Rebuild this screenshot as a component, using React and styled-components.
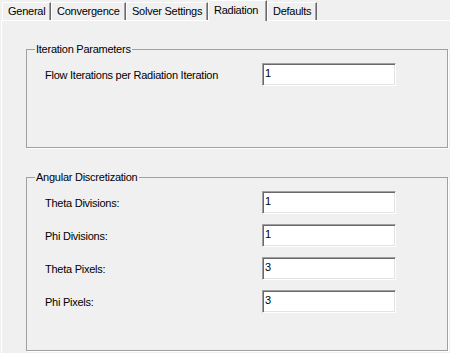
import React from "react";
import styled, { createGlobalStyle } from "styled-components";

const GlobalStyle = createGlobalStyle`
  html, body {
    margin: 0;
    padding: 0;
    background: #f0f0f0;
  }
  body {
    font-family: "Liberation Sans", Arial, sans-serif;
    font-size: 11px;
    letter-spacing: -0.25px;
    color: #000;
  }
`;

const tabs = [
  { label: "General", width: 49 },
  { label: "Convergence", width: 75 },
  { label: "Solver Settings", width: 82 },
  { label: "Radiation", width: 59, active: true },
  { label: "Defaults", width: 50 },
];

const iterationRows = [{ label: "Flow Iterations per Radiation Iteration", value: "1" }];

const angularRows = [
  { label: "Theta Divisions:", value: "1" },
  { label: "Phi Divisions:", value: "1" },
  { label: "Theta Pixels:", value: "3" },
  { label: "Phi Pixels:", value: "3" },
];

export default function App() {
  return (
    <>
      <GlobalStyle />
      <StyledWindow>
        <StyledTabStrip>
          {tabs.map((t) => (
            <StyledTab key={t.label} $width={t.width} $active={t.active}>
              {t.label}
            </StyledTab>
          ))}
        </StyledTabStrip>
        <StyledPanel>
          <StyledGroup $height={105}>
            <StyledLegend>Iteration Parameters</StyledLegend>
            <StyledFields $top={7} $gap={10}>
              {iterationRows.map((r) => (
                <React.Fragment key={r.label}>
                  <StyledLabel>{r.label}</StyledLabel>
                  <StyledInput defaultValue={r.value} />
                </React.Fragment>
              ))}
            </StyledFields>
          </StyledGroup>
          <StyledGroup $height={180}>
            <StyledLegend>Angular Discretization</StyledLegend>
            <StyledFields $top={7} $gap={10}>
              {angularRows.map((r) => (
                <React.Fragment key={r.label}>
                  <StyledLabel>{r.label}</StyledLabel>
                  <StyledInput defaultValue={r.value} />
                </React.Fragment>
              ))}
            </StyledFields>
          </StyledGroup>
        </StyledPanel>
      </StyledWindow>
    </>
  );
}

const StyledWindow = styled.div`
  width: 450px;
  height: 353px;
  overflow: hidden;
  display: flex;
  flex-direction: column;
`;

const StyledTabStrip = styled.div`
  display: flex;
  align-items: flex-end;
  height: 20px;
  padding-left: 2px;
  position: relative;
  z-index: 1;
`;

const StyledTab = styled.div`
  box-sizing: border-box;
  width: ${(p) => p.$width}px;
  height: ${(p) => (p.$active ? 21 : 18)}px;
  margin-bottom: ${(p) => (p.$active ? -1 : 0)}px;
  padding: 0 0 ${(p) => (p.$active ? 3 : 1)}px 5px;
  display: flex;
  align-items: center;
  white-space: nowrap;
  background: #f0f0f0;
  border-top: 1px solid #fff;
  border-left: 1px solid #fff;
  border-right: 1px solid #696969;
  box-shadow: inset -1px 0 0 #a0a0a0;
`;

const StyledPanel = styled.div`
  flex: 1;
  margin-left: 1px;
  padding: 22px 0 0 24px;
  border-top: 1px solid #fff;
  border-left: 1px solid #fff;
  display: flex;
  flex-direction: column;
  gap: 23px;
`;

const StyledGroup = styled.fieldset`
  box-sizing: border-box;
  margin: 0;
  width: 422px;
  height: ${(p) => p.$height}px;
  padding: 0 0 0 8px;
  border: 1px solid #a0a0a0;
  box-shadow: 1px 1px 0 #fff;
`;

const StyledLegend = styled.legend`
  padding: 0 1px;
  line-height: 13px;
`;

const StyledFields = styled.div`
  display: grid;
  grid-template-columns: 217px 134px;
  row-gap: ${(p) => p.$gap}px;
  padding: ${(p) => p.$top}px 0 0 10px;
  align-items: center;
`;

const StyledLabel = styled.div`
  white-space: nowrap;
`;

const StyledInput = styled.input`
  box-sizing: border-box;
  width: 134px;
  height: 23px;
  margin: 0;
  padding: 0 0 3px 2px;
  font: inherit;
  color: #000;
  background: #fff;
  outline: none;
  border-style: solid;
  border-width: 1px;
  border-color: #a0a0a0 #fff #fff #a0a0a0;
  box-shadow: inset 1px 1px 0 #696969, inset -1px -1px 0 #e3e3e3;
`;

________________________

- **EXERCISE DIRECTIONS**: Everything from the first line of the listing above through the line that contains "Iterations per Radiation" is to be restated word for word, minus the pictures.

- **SOLUTION**:
Rebuild this screenshot as a component, using React and styled-components.
import React from "react";
import styled, { createGlobalStyle } from "styled-components";

const GlobalStyle = createGlobalStyle`
  html, body {
    margin: 0;
    padding: 0;
    background: #f0f0f0;
  }
  body {
    font-family: "Liberation Sans", Arial, sans-serif;
    font-size: 11px;
    letter-spacing: -0.25px;
    color: #000;
  }
`;

const tabs = [
  { label: "General", width: 49 },
  { label: "Convergence", width: 75 },
  { label: "Solver Settings", width: 82 },
  { label: "Radiation", width: 59, active: true },
  { label: "Defaults", width: 50 },
];

const iterationRows = [{ label: "Flow Iterations per Radiation Iteration", value: "1" }];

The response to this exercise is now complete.